In the listing below, find every line with the string "that" and pull it out.

━━━ Data supplied

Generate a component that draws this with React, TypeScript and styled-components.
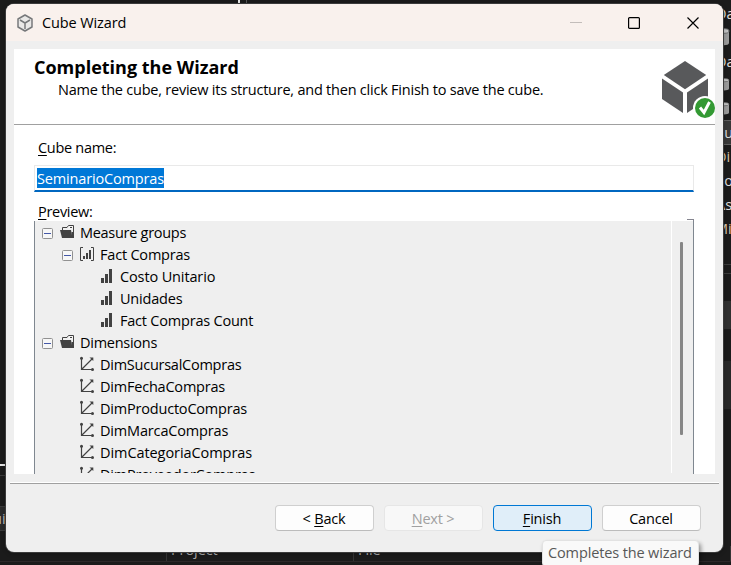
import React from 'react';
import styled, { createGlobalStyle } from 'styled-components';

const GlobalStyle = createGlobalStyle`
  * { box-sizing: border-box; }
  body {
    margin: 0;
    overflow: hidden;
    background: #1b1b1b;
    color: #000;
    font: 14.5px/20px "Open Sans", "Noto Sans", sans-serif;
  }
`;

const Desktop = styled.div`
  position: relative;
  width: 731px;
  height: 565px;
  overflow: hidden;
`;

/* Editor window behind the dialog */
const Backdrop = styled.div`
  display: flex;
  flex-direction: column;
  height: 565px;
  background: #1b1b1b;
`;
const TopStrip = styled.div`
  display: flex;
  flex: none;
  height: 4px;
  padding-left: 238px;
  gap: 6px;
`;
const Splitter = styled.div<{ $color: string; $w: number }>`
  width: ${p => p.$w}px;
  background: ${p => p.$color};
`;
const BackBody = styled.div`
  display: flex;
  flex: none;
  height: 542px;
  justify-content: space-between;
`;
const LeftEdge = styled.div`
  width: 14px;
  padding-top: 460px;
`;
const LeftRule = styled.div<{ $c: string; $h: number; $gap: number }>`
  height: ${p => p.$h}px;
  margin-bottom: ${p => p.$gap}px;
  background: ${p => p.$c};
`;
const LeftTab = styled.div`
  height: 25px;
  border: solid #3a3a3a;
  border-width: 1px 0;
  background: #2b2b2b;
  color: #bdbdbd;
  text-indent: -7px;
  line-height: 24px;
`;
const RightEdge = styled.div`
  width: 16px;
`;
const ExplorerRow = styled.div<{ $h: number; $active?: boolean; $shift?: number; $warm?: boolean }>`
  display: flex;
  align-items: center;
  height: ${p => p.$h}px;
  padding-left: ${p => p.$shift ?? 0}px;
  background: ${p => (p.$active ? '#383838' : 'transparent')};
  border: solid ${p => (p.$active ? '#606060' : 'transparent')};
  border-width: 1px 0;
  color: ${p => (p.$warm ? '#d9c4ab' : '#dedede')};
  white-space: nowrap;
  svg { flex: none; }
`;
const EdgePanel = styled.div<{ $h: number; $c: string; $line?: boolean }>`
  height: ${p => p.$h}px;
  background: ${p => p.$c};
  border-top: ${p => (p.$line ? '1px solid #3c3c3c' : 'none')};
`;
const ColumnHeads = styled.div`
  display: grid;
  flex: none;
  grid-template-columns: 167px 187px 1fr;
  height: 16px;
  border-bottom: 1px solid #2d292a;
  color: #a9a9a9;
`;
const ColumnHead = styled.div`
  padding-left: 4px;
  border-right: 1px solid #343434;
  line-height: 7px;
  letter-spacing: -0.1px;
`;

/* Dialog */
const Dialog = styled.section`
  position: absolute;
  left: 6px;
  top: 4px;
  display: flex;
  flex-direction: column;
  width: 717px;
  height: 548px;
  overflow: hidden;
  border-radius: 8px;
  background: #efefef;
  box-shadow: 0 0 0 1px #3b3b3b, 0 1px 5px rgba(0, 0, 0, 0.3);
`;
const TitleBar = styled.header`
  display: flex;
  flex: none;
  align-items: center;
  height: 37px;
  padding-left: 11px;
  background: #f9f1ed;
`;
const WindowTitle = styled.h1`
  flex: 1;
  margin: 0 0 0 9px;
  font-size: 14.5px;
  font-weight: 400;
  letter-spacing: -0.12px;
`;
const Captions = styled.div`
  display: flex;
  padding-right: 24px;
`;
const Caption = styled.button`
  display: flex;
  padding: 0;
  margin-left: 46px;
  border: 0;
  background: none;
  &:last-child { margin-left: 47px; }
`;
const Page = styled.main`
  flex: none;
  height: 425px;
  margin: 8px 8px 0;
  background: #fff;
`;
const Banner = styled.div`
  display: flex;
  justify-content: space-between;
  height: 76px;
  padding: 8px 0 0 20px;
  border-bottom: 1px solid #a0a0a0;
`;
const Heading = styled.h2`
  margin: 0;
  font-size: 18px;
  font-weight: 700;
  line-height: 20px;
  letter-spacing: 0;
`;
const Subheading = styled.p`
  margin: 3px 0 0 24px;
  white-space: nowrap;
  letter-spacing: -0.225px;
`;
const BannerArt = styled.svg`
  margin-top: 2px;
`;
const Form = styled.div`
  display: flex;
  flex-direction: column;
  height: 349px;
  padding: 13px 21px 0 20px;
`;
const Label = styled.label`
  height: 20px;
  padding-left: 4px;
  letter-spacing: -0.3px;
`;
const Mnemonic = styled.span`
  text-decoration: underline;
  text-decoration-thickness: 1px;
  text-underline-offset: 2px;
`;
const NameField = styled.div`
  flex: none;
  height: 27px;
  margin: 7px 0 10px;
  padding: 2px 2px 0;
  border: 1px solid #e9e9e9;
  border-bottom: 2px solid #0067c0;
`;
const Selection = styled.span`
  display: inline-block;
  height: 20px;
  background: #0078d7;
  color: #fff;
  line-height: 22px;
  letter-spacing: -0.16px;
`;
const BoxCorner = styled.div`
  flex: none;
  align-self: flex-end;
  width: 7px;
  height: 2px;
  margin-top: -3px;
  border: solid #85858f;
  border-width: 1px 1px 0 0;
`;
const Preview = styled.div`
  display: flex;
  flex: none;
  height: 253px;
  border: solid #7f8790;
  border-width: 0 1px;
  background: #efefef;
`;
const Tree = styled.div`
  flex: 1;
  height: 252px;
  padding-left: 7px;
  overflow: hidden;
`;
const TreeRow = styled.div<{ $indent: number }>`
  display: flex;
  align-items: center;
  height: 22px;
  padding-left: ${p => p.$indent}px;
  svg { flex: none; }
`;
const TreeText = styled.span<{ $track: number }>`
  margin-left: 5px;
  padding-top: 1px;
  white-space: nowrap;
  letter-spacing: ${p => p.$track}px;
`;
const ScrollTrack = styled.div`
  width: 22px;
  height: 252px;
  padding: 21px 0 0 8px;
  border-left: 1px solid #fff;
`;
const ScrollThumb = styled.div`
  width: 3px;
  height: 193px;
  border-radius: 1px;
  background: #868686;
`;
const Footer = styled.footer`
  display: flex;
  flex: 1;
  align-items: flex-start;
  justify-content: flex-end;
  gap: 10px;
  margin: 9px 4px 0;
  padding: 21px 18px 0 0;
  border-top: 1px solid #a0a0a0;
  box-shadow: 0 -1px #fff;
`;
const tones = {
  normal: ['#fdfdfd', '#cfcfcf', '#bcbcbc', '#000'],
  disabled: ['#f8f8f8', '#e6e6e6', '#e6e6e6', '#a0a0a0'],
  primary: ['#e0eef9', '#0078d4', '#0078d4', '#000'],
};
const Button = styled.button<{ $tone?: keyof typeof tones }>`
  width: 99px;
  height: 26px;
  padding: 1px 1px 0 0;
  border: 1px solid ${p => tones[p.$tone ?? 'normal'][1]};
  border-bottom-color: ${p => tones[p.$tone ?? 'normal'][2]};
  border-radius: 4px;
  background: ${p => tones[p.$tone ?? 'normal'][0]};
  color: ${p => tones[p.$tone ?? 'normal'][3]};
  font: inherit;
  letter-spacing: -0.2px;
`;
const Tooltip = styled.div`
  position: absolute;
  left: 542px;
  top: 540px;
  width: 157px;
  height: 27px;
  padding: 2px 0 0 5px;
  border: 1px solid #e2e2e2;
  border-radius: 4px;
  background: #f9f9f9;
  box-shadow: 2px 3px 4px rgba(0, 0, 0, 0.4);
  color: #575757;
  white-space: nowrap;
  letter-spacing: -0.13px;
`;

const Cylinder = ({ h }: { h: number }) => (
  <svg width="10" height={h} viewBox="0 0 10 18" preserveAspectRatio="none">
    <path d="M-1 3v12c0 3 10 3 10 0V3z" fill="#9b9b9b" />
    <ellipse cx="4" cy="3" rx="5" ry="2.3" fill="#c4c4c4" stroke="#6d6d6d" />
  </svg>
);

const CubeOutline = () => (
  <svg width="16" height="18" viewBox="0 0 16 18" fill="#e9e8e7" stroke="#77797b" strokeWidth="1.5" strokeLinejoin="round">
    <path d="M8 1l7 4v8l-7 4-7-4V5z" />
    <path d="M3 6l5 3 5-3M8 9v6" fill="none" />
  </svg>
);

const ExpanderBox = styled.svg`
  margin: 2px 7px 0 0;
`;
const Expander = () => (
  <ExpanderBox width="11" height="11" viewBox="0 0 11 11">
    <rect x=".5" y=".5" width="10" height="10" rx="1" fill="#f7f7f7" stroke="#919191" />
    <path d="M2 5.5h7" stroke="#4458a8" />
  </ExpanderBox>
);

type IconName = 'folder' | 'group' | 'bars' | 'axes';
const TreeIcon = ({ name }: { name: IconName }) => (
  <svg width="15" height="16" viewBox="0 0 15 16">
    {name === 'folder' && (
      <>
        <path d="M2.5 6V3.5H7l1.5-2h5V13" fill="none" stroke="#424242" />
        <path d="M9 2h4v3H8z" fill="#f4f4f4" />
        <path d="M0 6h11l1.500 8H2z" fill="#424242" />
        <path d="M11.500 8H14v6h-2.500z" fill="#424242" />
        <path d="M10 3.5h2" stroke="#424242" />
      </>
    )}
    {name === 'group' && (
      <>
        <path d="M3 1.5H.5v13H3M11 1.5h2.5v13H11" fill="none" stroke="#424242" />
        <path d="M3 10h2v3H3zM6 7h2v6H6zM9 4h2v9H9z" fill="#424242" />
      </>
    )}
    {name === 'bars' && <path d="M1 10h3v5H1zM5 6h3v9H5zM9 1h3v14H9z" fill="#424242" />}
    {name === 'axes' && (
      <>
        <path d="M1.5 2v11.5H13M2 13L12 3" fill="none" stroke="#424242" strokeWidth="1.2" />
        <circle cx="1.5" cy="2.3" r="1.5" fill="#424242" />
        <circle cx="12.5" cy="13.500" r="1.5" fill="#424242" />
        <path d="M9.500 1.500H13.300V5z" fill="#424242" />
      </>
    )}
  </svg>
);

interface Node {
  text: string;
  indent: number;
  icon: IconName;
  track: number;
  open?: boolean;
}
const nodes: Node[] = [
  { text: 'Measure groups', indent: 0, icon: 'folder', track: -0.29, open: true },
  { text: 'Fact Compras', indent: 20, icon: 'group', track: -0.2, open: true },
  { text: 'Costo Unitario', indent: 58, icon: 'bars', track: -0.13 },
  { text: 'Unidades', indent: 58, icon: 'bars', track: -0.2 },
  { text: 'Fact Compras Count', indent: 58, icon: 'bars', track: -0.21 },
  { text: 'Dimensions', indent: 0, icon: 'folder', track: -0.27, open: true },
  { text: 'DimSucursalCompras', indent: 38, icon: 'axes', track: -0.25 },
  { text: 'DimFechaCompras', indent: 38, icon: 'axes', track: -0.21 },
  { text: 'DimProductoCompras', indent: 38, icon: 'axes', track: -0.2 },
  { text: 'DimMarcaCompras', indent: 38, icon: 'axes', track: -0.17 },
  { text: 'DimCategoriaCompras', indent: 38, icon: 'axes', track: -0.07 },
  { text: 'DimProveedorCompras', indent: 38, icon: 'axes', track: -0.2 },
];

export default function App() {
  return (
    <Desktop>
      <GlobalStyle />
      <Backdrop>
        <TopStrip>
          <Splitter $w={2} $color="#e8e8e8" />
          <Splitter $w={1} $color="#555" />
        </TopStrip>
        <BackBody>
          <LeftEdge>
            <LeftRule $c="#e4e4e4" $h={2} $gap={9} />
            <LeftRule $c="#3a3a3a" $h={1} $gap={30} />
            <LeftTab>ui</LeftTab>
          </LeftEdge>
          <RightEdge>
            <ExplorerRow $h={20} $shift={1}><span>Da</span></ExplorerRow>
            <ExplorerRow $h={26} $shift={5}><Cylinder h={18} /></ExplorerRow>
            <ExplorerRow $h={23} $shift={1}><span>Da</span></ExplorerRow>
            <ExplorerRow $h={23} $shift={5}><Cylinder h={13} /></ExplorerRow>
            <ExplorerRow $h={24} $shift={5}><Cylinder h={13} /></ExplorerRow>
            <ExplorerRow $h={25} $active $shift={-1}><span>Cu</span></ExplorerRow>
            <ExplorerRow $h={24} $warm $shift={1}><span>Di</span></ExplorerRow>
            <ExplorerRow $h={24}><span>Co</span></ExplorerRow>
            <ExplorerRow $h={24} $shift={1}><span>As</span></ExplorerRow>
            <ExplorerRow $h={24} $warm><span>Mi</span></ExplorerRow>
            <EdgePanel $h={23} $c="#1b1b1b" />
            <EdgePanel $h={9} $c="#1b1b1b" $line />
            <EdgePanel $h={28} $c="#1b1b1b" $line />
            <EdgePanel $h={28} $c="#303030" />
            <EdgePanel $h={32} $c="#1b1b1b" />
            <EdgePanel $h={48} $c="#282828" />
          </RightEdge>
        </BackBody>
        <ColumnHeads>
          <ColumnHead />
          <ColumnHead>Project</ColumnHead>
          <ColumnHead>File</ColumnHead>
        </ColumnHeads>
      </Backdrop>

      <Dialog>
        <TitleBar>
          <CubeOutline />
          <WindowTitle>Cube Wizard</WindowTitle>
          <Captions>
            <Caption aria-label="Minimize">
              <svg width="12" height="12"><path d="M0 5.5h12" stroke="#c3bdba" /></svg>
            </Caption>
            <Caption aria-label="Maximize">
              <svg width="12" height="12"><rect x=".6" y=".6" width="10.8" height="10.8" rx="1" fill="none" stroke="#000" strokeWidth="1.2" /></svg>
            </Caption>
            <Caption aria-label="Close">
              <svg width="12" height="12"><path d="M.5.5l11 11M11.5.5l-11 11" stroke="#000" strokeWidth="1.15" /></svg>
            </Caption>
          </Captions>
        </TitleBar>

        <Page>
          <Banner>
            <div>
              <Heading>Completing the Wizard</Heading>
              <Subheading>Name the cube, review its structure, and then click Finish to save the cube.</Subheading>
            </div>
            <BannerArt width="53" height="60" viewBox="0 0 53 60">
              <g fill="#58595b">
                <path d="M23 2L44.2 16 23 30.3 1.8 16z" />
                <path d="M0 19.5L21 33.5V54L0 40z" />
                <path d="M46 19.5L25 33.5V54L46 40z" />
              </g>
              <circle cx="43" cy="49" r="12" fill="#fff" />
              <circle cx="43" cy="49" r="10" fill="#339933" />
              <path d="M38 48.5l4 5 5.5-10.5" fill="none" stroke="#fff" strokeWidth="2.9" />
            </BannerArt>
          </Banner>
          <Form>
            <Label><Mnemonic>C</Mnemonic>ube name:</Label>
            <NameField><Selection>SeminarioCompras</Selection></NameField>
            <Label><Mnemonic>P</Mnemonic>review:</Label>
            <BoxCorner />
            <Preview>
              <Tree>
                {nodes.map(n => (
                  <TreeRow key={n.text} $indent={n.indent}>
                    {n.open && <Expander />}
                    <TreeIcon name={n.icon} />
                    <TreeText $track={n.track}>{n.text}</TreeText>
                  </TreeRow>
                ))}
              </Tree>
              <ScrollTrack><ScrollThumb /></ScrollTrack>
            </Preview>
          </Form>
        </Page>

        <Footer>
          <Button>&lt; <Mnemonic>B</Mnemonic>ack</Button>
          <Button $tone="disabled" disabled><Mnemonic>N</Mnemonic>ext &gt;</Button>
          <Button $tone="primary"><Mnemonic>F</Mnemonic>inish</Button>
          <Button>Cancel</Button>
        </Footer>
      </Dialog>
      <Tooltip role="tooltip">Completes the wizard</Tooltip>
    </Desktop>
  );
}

━━━━━━
━━━ Data supplied

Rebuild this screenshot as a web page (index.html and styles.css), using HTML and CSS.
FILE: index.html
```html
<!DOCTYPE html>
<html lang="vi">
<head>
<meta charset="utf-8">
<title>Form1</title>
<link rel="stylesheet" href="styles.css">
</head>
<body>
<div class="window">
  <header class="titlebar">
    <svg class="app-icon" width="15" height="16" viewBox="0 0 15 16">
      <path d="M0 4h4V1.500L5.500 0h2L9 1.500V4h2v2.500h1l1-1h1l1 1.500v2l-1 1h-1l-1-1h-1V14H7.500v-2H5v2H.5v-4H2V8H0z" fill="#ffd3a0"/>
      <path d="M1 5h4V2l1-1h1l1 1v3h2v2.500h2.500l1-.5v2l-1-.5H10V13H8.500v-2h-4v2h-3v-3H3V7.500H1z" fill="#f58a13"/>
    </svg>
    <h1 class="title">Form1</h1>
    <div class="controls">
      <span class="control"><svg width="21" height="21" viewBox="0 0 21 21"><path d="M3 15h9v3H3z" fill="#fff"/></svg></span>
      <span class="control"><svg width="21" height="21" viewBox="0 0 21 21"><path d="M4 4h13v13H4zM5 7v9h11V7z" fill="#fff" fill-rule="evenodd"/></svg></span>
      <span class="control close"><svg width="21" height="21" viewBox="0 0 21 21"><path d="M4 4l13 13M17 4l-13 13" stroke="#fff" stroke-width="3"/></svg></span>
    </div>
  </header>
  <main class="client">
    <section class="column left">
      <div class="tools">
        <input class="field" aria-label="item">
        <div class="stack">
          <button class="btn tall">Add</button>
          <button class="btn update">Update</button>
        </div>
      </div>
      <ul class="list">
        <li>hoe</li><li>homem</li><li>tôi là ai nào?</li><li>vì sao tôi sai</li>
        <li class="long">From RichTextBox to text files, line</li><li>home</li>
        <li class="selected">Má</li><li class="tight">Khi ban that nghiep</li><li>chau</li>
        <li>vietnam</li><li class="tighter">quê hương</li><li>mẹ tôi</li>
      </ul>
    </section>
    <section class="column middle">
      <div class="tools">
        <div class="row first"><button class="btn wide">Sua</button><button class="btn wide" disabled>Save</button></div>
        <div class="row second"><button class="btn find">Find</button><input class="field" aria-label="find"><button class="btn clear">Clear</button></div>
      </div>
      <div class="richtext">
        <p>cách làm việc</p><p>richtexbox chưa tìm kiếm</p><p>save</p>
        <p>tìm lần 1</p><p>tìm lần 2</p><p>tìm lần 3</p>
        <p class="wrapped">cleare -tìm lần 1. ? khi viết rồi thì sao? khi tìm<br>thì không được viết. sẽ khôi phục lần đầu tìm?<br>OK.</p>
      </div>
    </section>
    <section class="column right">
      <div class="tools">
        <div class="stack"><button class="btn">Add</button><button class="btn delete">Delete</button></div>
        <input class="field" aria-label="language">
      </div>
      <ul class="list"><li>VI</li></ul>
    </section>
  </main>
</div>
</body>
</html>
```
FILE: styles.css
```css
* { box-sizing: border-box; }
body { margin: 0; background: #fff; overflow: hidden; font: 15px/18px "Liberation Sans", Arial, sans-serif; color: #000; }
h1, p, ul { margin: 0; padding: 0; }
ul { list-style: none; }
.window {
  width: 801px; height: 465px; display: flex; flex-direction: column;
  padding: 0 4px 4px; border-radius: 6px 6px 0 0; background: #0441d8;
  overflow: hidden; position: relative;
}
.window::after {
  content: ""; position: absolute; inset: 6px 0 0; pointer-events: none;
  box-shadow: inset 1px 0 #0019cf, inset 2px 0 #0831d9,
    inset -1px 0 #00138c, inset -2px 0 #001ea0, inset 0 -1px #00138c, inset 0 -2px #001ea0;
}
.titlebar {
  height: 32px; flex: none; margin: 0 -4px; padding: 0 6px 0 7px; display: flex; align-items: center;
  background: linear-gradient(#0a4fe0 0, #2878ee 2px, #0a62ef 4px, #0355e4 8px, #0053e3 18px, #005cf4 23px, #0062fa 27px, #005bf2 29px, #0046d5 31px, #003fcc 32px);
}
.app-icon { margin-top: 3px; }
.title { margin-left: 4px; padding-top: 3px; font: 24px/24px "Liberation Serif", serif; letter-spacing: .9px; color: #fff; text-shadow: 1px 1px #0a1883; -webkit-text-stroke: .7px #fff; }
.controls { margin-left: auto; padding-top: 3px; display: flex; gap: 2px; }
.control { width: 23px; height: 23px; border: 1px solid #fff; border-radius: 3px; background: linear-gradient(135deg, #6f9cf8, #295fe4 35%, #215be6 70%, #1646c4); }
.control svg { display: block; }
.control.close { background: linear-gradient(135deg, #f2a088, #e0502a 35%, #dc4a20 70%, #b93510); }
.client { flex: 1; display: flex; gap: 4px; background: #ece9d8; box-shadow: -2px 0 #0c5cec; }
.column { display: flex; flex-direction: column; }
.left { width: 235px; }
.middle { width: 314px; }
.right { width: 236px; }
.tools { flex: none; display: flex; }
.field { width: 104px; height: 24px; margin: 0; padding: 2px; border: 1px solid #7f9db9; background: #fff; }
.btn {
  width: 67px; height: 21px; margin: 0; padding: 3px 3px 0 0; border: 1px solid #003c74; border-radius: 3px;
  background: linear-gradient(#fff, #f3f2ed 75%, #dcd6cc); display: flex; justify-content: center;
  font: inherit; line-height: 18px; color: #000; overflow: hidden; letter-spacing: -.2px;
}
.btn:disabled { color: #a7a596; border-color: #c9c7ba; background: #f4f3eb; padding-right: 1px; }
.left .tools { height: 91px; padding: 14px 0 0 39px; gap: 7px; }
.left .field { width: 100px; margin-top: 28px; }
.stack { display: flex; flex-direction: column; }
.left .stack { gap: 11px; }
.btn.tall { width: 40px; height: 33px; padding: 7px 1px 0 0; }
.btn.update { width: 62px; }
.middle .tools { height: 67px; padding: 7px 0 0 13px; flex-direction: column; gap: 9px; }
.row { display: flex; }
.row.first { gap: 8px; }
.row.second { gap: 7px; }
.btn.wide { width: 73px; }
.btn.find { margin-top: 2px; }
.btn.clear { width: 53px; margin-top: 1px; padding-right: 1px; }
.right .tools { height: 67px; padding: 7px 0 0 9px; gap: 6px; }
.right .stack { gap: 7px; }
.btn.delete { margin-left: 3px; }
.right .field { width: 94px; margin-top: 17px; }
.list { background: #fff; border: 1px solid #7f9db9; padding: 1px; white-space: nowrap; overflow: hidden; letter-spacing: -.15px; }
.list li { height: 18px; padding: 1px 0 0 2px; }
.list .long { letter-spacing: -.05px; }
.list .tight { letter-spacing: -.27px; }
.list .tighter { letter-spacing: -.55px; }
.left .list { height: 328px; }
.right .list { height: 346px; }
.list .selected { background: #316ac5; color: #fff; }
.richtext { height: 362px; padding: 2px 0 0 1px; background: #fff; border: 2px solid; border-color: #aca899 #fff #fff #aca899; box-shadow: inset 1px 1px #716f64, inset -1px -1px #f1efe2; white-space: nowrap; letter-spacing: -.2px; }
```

━━━━━━

### [Output below]
Generate a component that draws this with React, TypeScript and styled-components.
        <li class="selected">Má</li><li class="tight">Khi ban that nghiep</li><li>chau</li>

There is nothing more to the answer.